"The appetite of modern audiences for that bygone era of Star Trek storytelling still exists. Just take one of the strangest things on TV: The Orville. Its aesthetics are similar, its stories are similar, it is clearly based around Roddenberry’s ethos of exploration and optimism." | The Guardian

Funny, I hadn't even noticed the lack of male officers in the Federation. I work in a place where my boss, her boss, her boss, and her boss the Executive Officer are all women. Some workplaces are like that. It has nothing to do with tokenism. Women and LGBTQ+ people exist in real life, and writers including these kinds of characters has nothing to do with "SJW identity politics". Again, the word you're looking for is tokenism, except it's not that.
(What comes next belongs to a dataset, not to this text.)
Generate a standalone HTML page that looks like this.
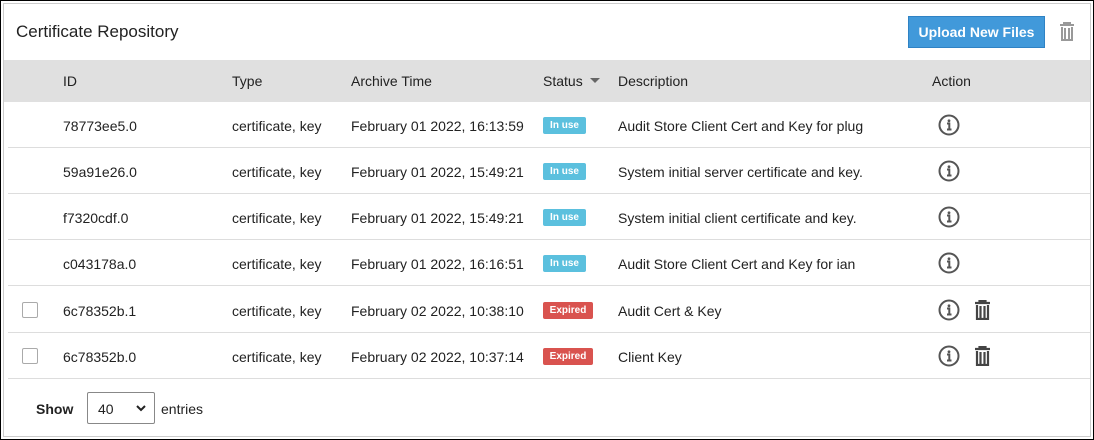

If you don't like entertainment writers including characters that exist in real life and have traditionally been underrepresented, I think you're in the wrong franchise. Or maybe you think it's pathetic that Gene Rodenberry wanted to have a multicultural crew for the Enterprise.

Seven having a relationship with Bjayzl makes her bisexual, not a lesbian. But maybe she is a lesbian. Some people date people of the opposite sex because that's what they think what they're supposed to do, before they come out as gay. It doesn't invalidate their past relationships.

The one thing you're right on is the unnecessary Romulan sibling sexual tension.